Mark (Kyle Allen), remaja 17 tahun yang duduk di bangku tingkat akhir SMA mengalami rutinitas berulang yang sama secara terus menerus setiap harinya. Mulai dari bangun pagi, berdebat kecil dengan ayah (Josh Hamilton) dan adiknya Emma (Cleo Fraser), lalu dilanjutkan dengan mengeluarkan sepeda dari garasinya dan berkeliling kota. Mark bertindak seakan ia aware dengan lingkungannya dan dapat memprediksi apa yang akan terjadi pada orang lain dan dirinya, seperti membantu menunjukkan jalan dan memenangkan lotere. Ia bukanlah cenayang ataupun Sherlock Holmes, serial kesukaannya. Ia mengetahuinya karena telah mengulang segala rutinitas di hari tersebut berkali-kali.

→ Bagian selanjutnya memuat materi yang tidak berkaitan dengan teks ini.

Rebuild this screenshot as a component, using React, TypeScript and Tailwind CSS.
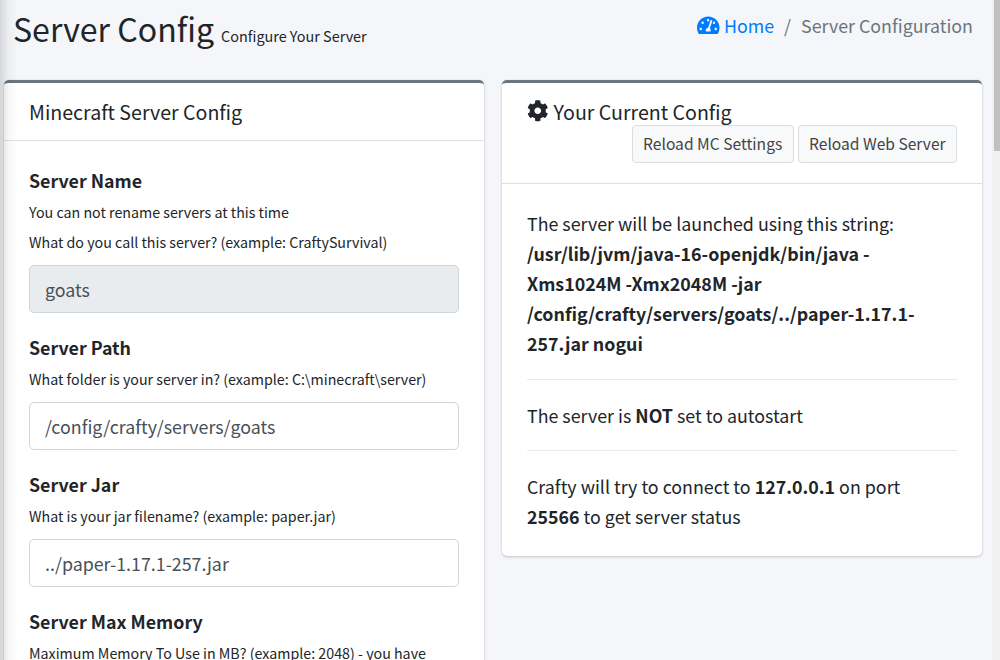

Suatu ketika, ketika sedang berada di kolam renang, seorang gadis mencuri rutinitasnya. Penasaran, Mark mencari keberadaan gadis itu. Setelah ketemu, gadis bernama Margaret (Kathryn Newton) itu mengaku bahwa ia terjebak ke dalam situasi yang sama dengan Mark. Mereka lalu mendiskusikan segala kemungkinan teori yang menyebabkan mereka terjebak dalam anomali waktu.

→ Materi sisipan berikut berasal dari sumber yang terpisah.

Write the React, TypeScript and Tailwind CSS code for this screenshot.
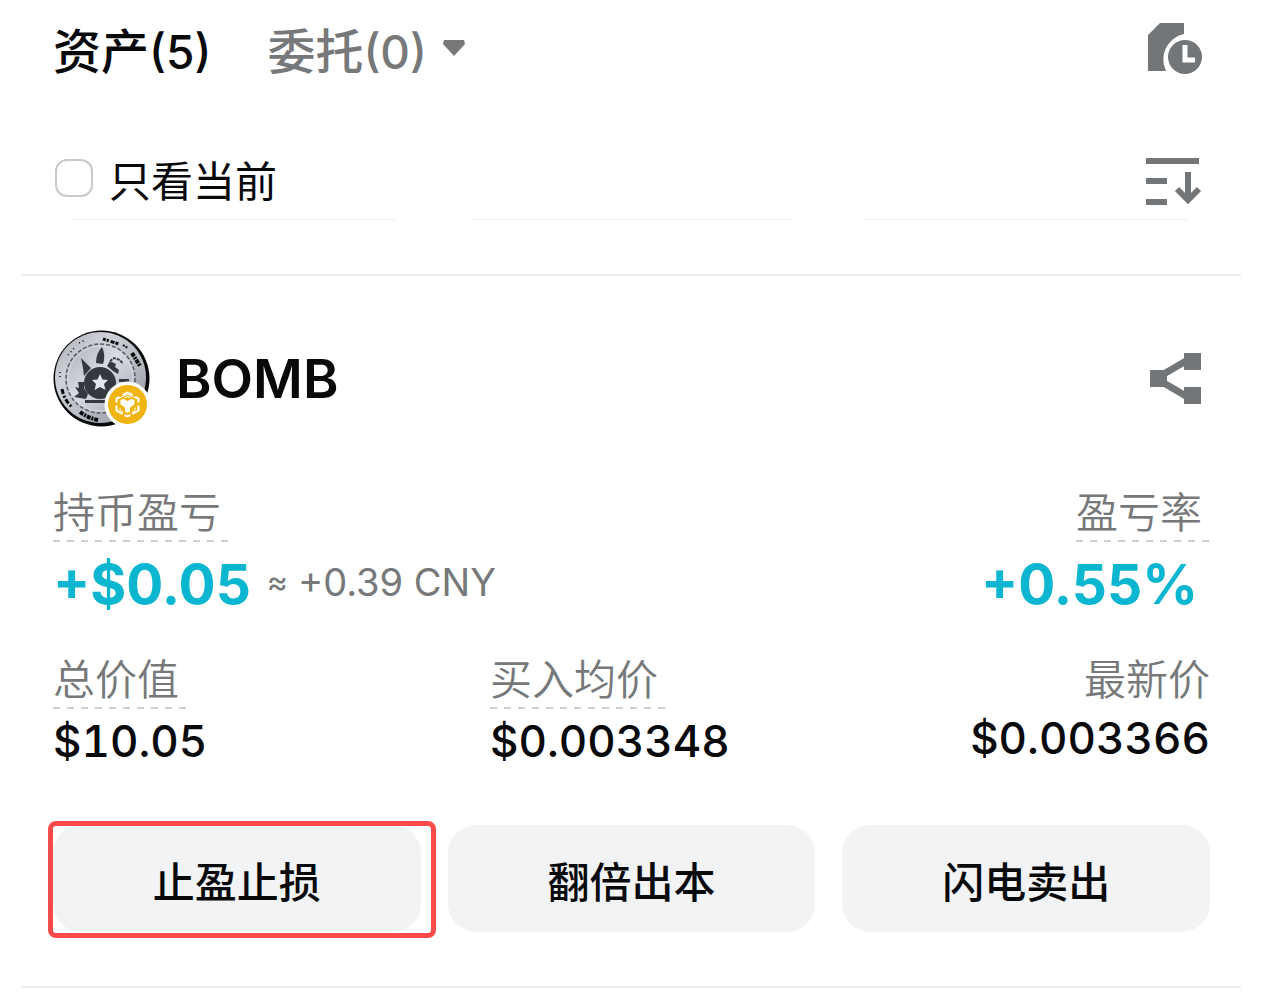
import React, { useState } from 'react'
import clsx from 'clsx'

const ACTIONS = ['止盈止损', '翻倍出本', '闪电卖出']

const HistoryIcon = () => (
    <svg width="56" height="52" viewBox="0 0 56 52" fill="#737678">
        <path d="M12 0H36V11A26 26 0 0 0 18 48H0V12Z" />
        <circle cx="37" cy="34" r="17" />
        <path d="M37 22V37H47" fill="none" stroke="#fff" strokeWidth="5" />
    </svg>
)

const SortIcon = () => (
    <svg width="56" height="48" viewBox="0 0 56 48" fill="none" stroke="#737678">
        <path d="M0 3H53M0 23H21M0 44H21" strokeWidth="6" />
        <path d="M42 14V42M31 31L42 42L53 31" strokeWidth="6" />
    </svg>
)

const ShareIcon = () => (
    <svg width="52" height="52" viewBox="0 0 52 52" fill="#737678">
        <path d="M0 17H17V34H0ZM34 0H51V17H34ZM34 34H51V51H34Z" />
        <path d="M12 22L36 8M12 29L36 43" fill="none" stroke="#737678" strokeWidth="7" />
    </svg>
)

const CoinLogo = () => (
    <svg width="97" height="97" viewBox="0 0 97 97" role="img" aria-label="BOMB">
        <defs>
            <linearGradient id="coin" x1="0" y1="0" x2="1" y2="1">
                <stop offset="0" stopColor="#a7a9af" />
                <stop offset="0.3" stopColor="#cfd1d8" />
                <stop offset="0.6" stopColor="#b9bcc4" />
                <stop offset="1" stopColor="#8f9299" />
            </linearGradient>
            <linearGradient id="face" x1="0" y1="0" x2="1" y2="1">
                <stop offset="0" stopColor="#a9acb4" />
                <stop offset="0.45" stopColor="#d9dce4" />
                <stop offset="1" stopColor="#a3a6af" />
            </linearGradient>
        </defs>
        <circle cx="48.5" cy="48.5" r="48" fill="#08090b" />
        <circle cx="47.5" cy="47.5" r="45.5" fill="url(#coin)" />
        <circle cx="47.5" cy="48.5" r="34.5" fill="url(#face)" stroke="#555960" strokeWidth="1.5" strokeDasharray="4 2" />
        <circle cx="47.5" cy="48.5" r="32.5" fill="none" stroke="#d8dae0" />
        <g fill="none" stroke="#08090b" strokeWidth="3">
            <path d="M50 9L66 14" strokeDasharray="3 1 2 2 4 1" />
            <path d="M70 15L75 18" strokeDasharray="2 1" strokeWidth="2" />
            <path d="M79 23L87 36" strokeDasharray="4 1 2 1" strokeWidth="4" />
            <path d="M9 59Q11 70 19 77" strokeDasharray="5 2 2 2" />
            <path d="M27 82Q35 88 45 90" strokeDasharray="4 1 2 1" strokeWidth="4" />
            <path d="M15 25L22 17M7 47V40M26 13L32 10" strokeDasharray="1 3" strokeWidth="1.5" />
        </g>
        <g fill="#343941">
            <path d="M49 17Q43 23 43 33L50 34Q53 25 49 17Z" />
            <path d="M28 28L38 38L31 46L30 38Z" />
            <path d="M25 52H31V58L35 64L33 69L21 67L26 63L22 57L26 58Z" />
            <path d="M54 36L57 31L63 34L62 37L66 40L65 44L60 41Z" />
            <circle cx="47" cy="53" r="16" />
            <path d="M66 49H76V52H66ZM32 70H54V73H32Z" />
        </g>
        <path d="M57 31L61 28L67 30L70 34" fill="none" stroke="#343941" strokeWidth="2" strokeDasharray="3 1" />
        <path d="M47 44L49.500 49.500L55 50L51 54L52.500 60L47 57L41.500 60L43 54L39 50L44.500 49.500Z" fill="#e3e5ea" />
        <circle cx="74.500" cy="74.500" r="23" fill="#fff" />
        <circle cx="74.500" cy="74.500" r="19.500" fill="#efb40f" />
        <g transform="translate(74.5 74.5)" fill="none" stroke="#fff" strokeWidth="2">
            <path d="M-5 -9.500L0 -12L5 -9.500M8 -7.500L11 -6V-2M11 1V6L5 9.500M3 10.500L0 12L-3 10.500M-5 9.500L-11 6V1M-11 -2V-6L-8 -7.500" />
            <path d="M-10 -6L-6 -7.500L0 -10M10 -6L6 -7.500L0 -10M-3 -6.500L0 -8L3 -6.500" strokeWidth="1" />
            <path d="M-7 -4.500L-4 -5.500L0 -3.500L4 -5.500L7 -4.500V0L2.500 3V7L0 8.500L-2.500 7V3L-7 0Z" fill="#fff" stroke="none" />
            <path d="M-7.500 3V6L-4 8M7.500 3V6L4 8" strokeWidth="1" />
        </g>
    </svg>
)

type LabelProps = { children: React.ReactNode; dashed?: boolean }

const Label = ({ children, dashed = true }: LabelProps) => (
    <div
        className={clsx(
            'text-[42px] leading-[56px] font-[350] text-[#76787a]',
            dashed &&
                'bg-[repeating-linear-gradient(90deg,#cfcfcf_0_7px,transparent_7px_14px)] bg-size-[100%_2px] bg-bottom bg-no-repeat pr-2 pb-px'
        )}
    >
        {children}
    </div>
)

export default function App() {
    const [onlyCurrent, setOnlyCurrent] = useState(false)

    return (
        <main className="bg-white px-[22px] font-['Inter','Noto_Sans_CJK_SC',sans-serif] text-[#08090a]">
            <header className="flex h-[84px] items-start justify-between px-[31px] pt-5">
                <nav className="flex items-center gap-14 leading-[64px] font-medium">
                    <button className="flex items-center">
                        <span className="text-[48px]">资产</span>
                        <span className="text-[46px]">(5)</span>
                    </button>
                    <button className="flex items-center text-[#76787a]">
                        <span className="text-[48px]">委托</span>
                        <span className="text-[46px]">(0)</span>
                        <svg className="mb-2 ml-4" width="22" height="16" viewBox="0 0 22 16" fill="#76787a">
                            <path d="M1 0H21L22 4L11 16L0 4Z" />
                        </svg>
                    </button>
                </nav>
                <button aria-label="历史" className="mr-1.5 pt-[3px]">
                    <HistoryIcon />
                </button>
            </header>

            <div className="flex h-[135px] items-center justify-between px-[31px] pt-[60px]">
                <label className="flex items-center gap-4 text-[42px] leading-[60px]">
                    <input
                        type="checkbox"
                        checked={onlyCurrent}
                        onChange={(e) => setOnlyCurrent(e.target.checked)}
                        className="mb-2 ml-0.5 size-[38px] appearance-none rounded-xl border-2 border-[#cacaca] checked:bg-[#08090a]"
                    />
                    只看当前
                </label>
                <button aria-label="排序" className="mr-2">
                    <SortIcon />
                </button>
            </div>

            <div className="flex justify-between px-[52px]">
                <hr className="w-[29%] border-[#f0f0f0]" />
                <hr className="w-[29%] border-[#f0f0f0]" />
                <hr className="w-[29%] border-[#f0f0f0]" />
            </div>

            <section className="mt-[54px] border-y-2 border-[#ececec] px-[31px] py-[54px]">
                <div className="flex items-center justify-between">
                    <div className="flex items-center gap-[26px]">
                        <CoinLogo />
                        <h2 className="text-[54px] leading-[64px] font-semibold">BOMB</h2>
                    </div>
                    <button aria-label="分享" className="mr-2">
                        <ShareIcon />
                    </button>
                </div>

                <div className="mt-[58px] flex justify-between">
                    <div className="flex flex-col items-start gap-2.5">
                        <Label>持币盈亏</Label>
                        <p className="flex items-center gap-4 leading-[64px]">
                            <span className="text-[55px] font-bold text-[#0cb6d0]">+$0.05</span>
                            <span className="flex items-center gap-2.5 pb-1 text-[38px] leading-[60px] text-[#76787a]">
                                <span className="text-[32px]">≈</span>
                                +0.39 CNY
                            </span>
                        </p>
                    </div>
                    <div className="flex flex-col items-end gap-2.5">
                        <Label>盈亏率</Label>
                        <p className="mr-3 text-[55px] leading-[64px] font-bold text-[#0cb6d0]">+0.55%</p>
                    </div>
                </div>

                <div className="mt-9 grid grid-cols-[437px_1fr_auto] text-[44px] leading-[48px] font-medium tabular-nums">
                    <div className="flex flex-col items-start gap-2">
                        <Label>总价值</Label>
                        <p>$10.05</p>
                    </div>
                    <div className="flex flex-col items-start gap-2">
                        <Label>买入均价</Label>
                        <p>$0.003348</p>
                    </div>
                    <div className="flex flex-col items-end gap-1.5">
                        <Label dashed={false}>最新价</Label>
                        <p>$0.003366</p>
                    </div>
                </div>

                <div className="mt-[60px] grid grid-cols-3 gap-[27px]">
                    {ACTIONS.map((action, i) => (
                        <div key={action} className="relative">
                            <button className="h-[107px] w-full rounded-[28px] bg-[#f2f3f5] pt-2 text-[42px] font-medium">
                                {action}
                            </button>
                            {i === 0 && (
                                <span className="pointer-events-none absolute -top-1 -right-[15px] -bottom-1.5 -left-[5px] rounded-lg border-5 border-[#f94b4a]" />
                            )}
                        </div>
                    ))}
                </div>
            </section>
        </main>
    )
}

Tidak ada tokoh jahat ataupun alur yang bertentangan dengan tujuan kedua tokoh utama, cerita mengalir tanpa konflik berarti. Bagi kamu yang suka kejutan, film ini bukanlah jawabannya. Hingga lebih dari separuh film, tidak banyak plot-plot kejutan, hampir tidak ada. Meskipun menghadirkan jalan cerita yang dapat ditebak, namun misteri yang dihadirkan Margaret membuat penonton ingin menyantap habis film ini. Sejak awal cerita, hanya latar belakang Mark lah yang ditampilkan, sehingga membuat penonton bertanya-tanya siapa sosok Margaret. Dan misteri ini terjawab pada bagian akhir cerita, meski tidak sepenuhnya.
Bernuansa komedi romantis, Mark dan Margaret yang bertemu ‘setiap hari’ mengembangkan perasaan mereka. Namun Margaret ragu akan hubungannya dengan Mark. Berangkat dari keraguan Margaret, karakter Mark berkembang, banyak hal hal yang tidak ia ketahui dari lingkungan sekitarnya.
Makna eksistensi akan dirinya juga perlahan berkembang. Awalnya ia dan Margaret berpikir bahwa semua orang yang berada di sekitarnya tengah bermimpi dan terjebak dalam dunia mereka berdua. Namun, kemudian mereka menyadari bahwa merekalah yang tidak bergerak. Peta yang mereka rancang dan hitungan matematika Margaret saling melengkapi dan menjawab teka-teki waktu ini.
Meskipun terdapat adegan-adegan yang berulang, namun Kyle mampu memerankannya dengan ‘bergaya’ dan tidak monoton. Kyle membuat penonton berfokus pada tokoh Mark yang menikmati keanehan waktu yang dialaminya sehingga penonton tidak akan menyadari berapa kali adegan yang sama diulang.
Tertulis bahwa film ini bergenre komedi romantis, namun sisi komedi tidak begitu ditonjolkan. Kedua tokoh membawakannya sebagaimana interaksi anak remaja pada umumnya.
Di berbagai web, rating film ini tak begitu bagus. Film ini dinilai terlalu jujur, banyak penonton yang menyayangkan chemistry Mark dengan keluarganya tak terlalu dibangun padahal banyak yang dapat dikembangkan. Selain itu latar belakang Margaret yang tak terlalu digambarkan juga menjadi kritikan. Saya bertanya-tanya bagaimana jika seandainya latar belakang Margaret lah yang menjadi sorot utama? Perkembangan karakter seperti apa yang akan dibawakan oleh tokoh?
Meski begitu, film ini tetap worth untuk ditonton. Chemistry kedua tokoh utama tidak berlebihan. Menonton film ini tidak perlu terlalu banyak berpikir dan mengerutkan dahi, penjelasan-penjelasan sains dijelaskan secara sederhana dan bergerak mengikuti alur cerita. Tak perlu pula harus paham matematika, biarlah Margaret yang menghitung semuanya.